STATED TASK >> Repeat what the lines below say, word for word, and skip every image.

* * * * *

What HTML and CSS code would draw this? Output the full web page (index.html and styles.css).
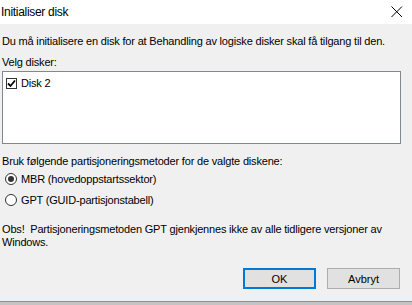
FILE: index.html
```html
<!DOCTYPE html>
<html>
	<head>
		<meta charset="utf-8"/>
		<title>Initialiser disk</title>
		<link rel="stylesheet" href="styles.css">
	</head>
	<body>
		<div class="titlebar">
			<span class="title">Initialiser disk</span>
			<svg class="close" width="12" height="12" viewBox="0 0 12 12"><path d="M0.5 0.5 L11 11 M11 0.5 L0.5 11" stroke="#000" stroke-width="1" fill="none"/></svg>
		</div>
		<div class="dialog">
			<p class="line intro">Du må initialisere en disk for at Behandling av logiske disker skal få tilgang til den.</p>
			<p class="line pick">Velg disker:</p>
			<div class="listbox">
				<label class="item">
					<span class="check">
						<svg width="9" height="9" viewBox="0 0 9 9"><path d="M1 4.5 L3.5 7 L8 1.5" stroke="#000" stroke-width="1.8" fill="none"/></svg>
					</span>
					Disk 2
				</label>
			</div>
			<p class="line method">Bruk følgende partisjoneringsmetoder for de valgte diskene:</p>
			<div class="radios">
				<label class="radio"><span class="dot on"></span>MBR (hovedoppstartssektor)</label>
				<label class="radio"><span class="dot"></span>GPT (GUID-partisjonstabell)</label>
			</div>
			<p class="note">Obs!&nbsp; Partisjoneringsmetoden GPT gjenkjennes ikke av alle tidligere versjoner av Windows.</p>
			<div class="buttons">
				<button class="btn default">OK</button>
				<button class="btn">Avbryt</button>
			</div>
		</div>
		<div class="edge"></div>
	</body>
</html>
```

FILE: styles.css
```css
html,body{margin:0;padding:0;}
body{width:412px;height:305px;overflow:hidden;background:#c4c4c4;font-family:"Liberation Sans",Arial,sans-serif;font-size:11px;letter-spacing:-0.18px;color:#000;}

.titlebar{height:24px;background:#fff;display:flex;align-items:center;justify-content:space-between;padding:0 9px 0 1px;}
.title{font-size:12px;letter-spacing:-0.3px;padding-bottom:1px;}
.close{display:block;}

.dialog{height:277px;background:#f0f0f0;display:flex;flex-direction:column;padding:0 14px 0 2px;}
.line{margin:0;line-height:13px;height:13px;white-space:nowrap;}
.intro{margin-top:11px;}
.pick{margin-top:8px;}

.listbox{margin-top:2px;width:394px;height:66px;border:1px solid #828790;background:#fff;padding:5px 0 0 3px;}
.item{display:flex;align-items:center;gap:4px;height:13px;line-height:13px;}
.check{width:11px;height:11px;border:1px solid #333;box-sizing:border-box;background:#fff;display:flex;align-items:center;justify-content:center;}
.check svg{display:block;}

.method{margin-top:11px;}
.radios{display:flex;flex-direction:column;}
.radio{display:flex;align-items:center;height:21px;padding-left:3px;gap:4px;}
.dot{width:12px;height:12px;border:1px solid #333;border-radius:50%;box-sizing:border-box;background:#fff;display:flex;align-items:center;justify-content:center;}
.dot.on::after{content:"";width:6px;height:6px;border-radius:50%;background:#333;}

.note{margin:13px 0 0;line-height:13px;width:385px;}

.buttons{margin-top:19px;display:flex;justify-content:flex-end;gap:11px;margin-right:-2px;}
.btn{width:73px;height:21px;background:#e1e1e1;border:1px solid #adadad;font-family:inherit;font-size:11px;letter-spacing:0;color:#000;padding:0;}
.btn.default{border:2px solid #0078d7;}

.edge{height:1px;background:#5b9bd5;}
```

* * * * *

TASK RESPONSE >>
What HTML and CSS code would draw this? Output the full web page (index.html and styles.css).
FILE: index.html
```html
<!DOCTYPE html>
<html>
	<head>
		<meta charset="utf-8"/>
		<title>Initialiser disk</title>
		<link rel="stylesheet" href="styles.css">
	</head>
	<body>
		<div class="titlebar">
			<span class="title">Initialiser disk</span>
			<svg class="close" width="12" height="12" viewBox="0 0 12 12"><path d="M0.5 0.5 L11 11 M11 0.5 L0.5 11" stroke="#000" stroke-width="1" fill="none"/></svg>
		</div>
		<div class="dialog">
			<p class="line intro">Du må initialisere en disk for at Behandling av logiske disker skal få tilgang til den.</p>
			<p class="line pick">Velg disker:</p>
			<div class="listbox">
				<label class="item">
					<span class="check">
						<svg width="9" height="9" viewBox="0 0 9 9"><path d="M1 4.5 L3.5 7 L8 1.5" stroke="#000" stroke-width="1.8" fill="none"/></svg>
					</span>
					Disk 2
				</label>
			</div>
			<p class="line method">Bruk følgende partisjoneringsmetoder for de valgte diskene:</p>
			<div class="radios">
				<label class="radio"><span class="dot on"></span>MBR (hovedoppstartssektor)</label>
				<label class="radio"><span class="dot"></span>GPT (GUID-partisjonstabell)</label>
			</div>
			<p class="note">Obs!&nbsp; Partisjoneringsmetoden GPT gjenkjennes ikke av alle tidligere versjoner av Windows.</p>
			<div class="buttons">
				<button class="btn default">OK</button>
				<button class="btn">Avbryt</button>
			</div>
		</div>
		<div class="edge"></div>
	</body>
</html>
```

FILE: styles.css
```css
html,body{margin:0;padding:0;}
body{width:412px;height:305px;overflow:hidden;background:#c4c4c4;font-family:"Liberation Sans",Arial,sans-serif;font-size:11px;letter-spacing:-0.18px;color:#000;}

.titlebar{height:24px;background:#fff;display:flex;align-items:center;justify-content:space-between;padding:0 9px 0 1px;}
.title{font-size:12px;letter-spacing:-0.3px;padding-bottom:1px;}
.close{display:block;}

.dialog{height:277px;background:#f0f0f0;display:flex;flex-direction:column;padding:0 14px 0 2px;}
.line{margin:0;line-height:13px;height:13px;white-space:nowrap;}
.intro{margin-top:11px;}
.pick{margin-top:8px;}

.listbox{margin-top:2px;width:394px;height:66px;border:1px solid #828790;background:#fff;padding:5px 0 0 3px;}
.item{display:flex;align-items:center;gap:4px;height:13px;line-height:13px;}
.check{width:11px;height:11px;border:1px solid #333;box-sizing:border-box;background:#fff;display:flex;align-items:center;justify-content:center;}
.check svg{display:block;}

.method{margin-top:11px;}
.radios{display:flex;flex-direction:column;}
.radio{display:flex;align-items:center;height:21px;padding-left:3px;gap:4px;}
.dot{width:12px;height:12px;border:1px solid #333;border-radius:50%;box-sizing:border-box;background:#fff;display:flex;align-items:center;justify-content:center;}
.dot.on::after{content:"";width:6px;height:6px;border-radius:50%;background:#333;}

.note{margin:13px 0 0;line-height:13px;width:385px;}

.buttons{margin-top:19px;display:flex;justify-content:flex-end;gap:11px;margin-right:-2px;}
.btn{width:73px;height:21px;background:#e1e1e1;border:1px solid #adadad;font-family:inherit;font-size:11px;letter-spacing:0;color:#000;padding:0;}
.btn.default{border:2px solid #0078d7;}

.edge{height:1px;background:#5b9bd5;}
```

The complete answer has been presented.